■ **Request**
Set the data down again, exactly as it reads, but without the pictures.

-- Start --

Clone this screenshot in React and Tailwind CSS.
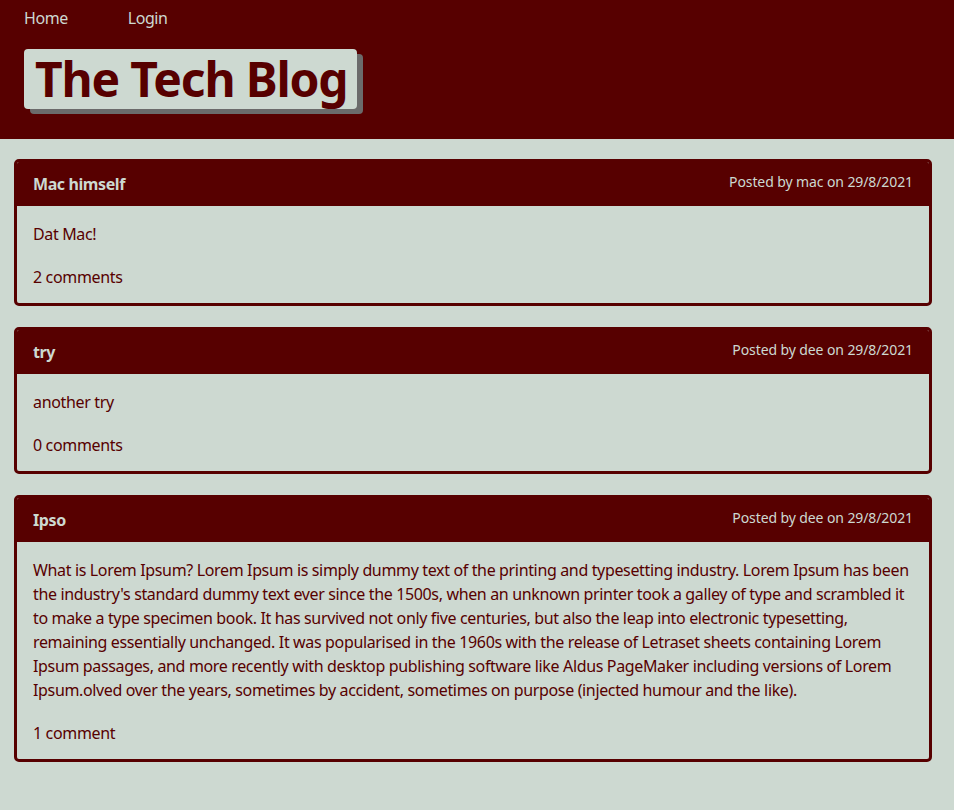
import React from 'react';

const posts = [
  {
    id: 1,
    title: 'Mac himself',
    author: 'mac',
    date: '29/8/2021',
    body: 'Dat Mac!',
    comments: '2 comments',
  },
  {
    id: 2,
    title: 'try',
    author: 'dee',
    date: '29/8/2021',
    body: 'another try',
    comments: '0 comments',
  },
  {
    id: 3,
    title: 'Ipso',
    author: 'dee',
    date: '29/8/2021',
    body:
      "What is Lorem Ipsum? Lorem Ipsum is simply dummy text of the printing and typesetting industry. Lorem Ipsum has been the industry's standard dummy text ever since the 1500s, when an unknown printer took a galley of type and scrambled it to make a type specimen book. It has survived not only five centuries, but also the leap into electronic typesetting, remaining essentially unchanged. It was popularised in the 1960s with the release of Letraset sheets containing Lorem Ipsum passages, and more recently with desktop publishing software like Aldus PageMaker including versions of Lorem Ipsum.olved over the years, sometimes by accident, sometimes on purpose (injected humour and the like).",
    comments: '1 comment',
  },
];

const PostCard = ({ post }) => (
  <div className="border-[3px] border-[#570000] rounded-[5px] overflow-hidden">
    {/* Card header */}
    <div className="bg-[#570000] h-[44px] px-4 flex items-center justify-between">
      <h2 className="text-[16px] font-bold tracking-[-0.4px] text-[#cdd9d1]">{post.title}</h2>
      <span className="text-[14px] tracking-[-0.1px] text-[#cdd9d1] -mt-[5px]">
        Posted by {post.author} on {post.date}
      </span>
    </div>
    {/* Card body */}
    <div className="px-4 pt-4 pb-[14px] text-[#570000] tracking-[-0.35px]">
      <p className="leading-6">{post.body}</p>
      <p className="leading-6 mt-[19px]">{post.comments}</p>
    </div>
  </div>
);

const App = () => {
  return (
    <div
      className="min-h-[810px] bg-[#cdd9d1]"
      style={{ fontFamily: '"Noto Sans", "Liberation Sans", sans-serif' }}
    >
      {/* Header */}
      <header className="bg-[#570000] h-[139px] px-6">
        <nav className="flex gap-[60px] pt-[6px] text-[#cdd9d1] text-[16px] leading-6 tracking-[-0.45px]">
          <a href="#">Home</a>
          <a href="#">Login</a>
        </nav>
        <div className="mt-[19px] inline-block bg-[#cdd9d1] rounded-[4px] shadow-[6px_5px_0_#6b6b6b] pl-[11px] pr-[10px] h-[60px]">
          <h1 className="text-[48px] font-bold leading-[60px] tracking-[-1.2px] text-[#570000]">The Tech Blog</h1>
        </div>
      </header>

      {/* Posts */}
      <main className="pl-[14px] pr-[22px] pt-5 flex flex-col gap-[21px]">
        {posts.map((post) => (
          <PostCard key={post.id} post={post} />
        ))}
      </main>
    </div>
  );
};

export default App;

-- End --

■ **Exercise output**
Clone this screenshot in React and Tailwind CSS.
import React from 'react';

const posts = [
  {
    id: 1,
    title: 'Mac himself',
    author: 'mac',
    date: '29/8/2021',
    body: 'Dat Mac!',
    comments: '2 comments',
  },
  {
    id: 2,
    title: 'try',
    author: 'dee',
    date: '29/8/2021',
    body: 'another try',
    comments: '0 comments',
  },
  {
    id: 3,
    title: 'Ipso',
    author: 'dee',
    date: '29/8/2021',
    body:
      "What is Lorem Ipsum? Lorem Ipsum is simply dummy text of the printing and typesetting industry. Lorem Ipsum has been the industry's standard dummy text ever since the 1500s, when an unknown printer took a galley of type and scrambled it to make a type specimen book. It has survived not only five centuries, but also the leap into electronic typesetting, remaining essentially unchanged. It was popularised in the 1960s with the release of Letraset sheets containing Lorem Ipsum passages, and more recently with desktop publishing software like Aldus PageMaker including versions of Lorem Ipsum.olved over the years, sometimes by accident, sometimes on purpose (injected humour and the like).",
    comments: '1 comment',
  },
];

const PostCard = ({ post }) => (
  <div className="border-[3px] border-[#570000] rounded-[5px] overflow-hidden">
    {/* Card header */}
    <div className="bg-[#570000] h-[44px] px-4 flex items-center justify-between">
      <h2 className="text-[16px] font-bold tracking-[-0.4px] text-[#cdd9d1]">{post.title}</h2>
      <span className="text-[14px] tracking-[-0.1px] text-[#cdd9d1] -mt-[5px]">
        Posted by {post.author} on {post.date}
      </span>
    </div>
    {/* Card body */}
    <div className="px-4 pt-4 pb-[14px] text-[#570000] tracking-[-0.35px]">
      <p className="leading-6">{post.body}</p>
      <p className="leading-6 mt-[19px]">{post.comments}</p>
    </div>
  </div>
);

const App = () => {
  return (
    <div
      className="min-h-[810px] bg-[#cdd9d1]"
      style={{ fontFamily: '"Noto Sans", "Liberation Sans", sans-serif' }}
    >
      {/* Header */}
      <header className="bg-[#570000] h-[139px] px-6">
        <nav className="flex gap-[60px] pt-[6px] text-[#cdd9d1] text-[16px] leading-6 tracking-[-0.45px]">
          <a href="#">Home</a>
          <a href="#">Login</a>
        </nav>
        <div className="mt-[19px] inline-block bg-[#cdd9d1] rounded-[4px] shadow-[6px_5px_0_#6b6b6b] pl-[11px] pr-[10px] h-[60px]">
          <h1 className="text-[48px] font-bold leading-[60px] tracking-[-1.2px] text-[#570000]">The Tech Blog</h1>
        </div>
      </header>

      {/* Posts */}
      <main className="pl-[14px] pr-[22px] pt-5 flex flex-col gap-[21px]">
        {posts.map((post) => (
          <PostCard key={post.id} post={post} />
        ))}
      </main>
    </div>
  );
};

export default App;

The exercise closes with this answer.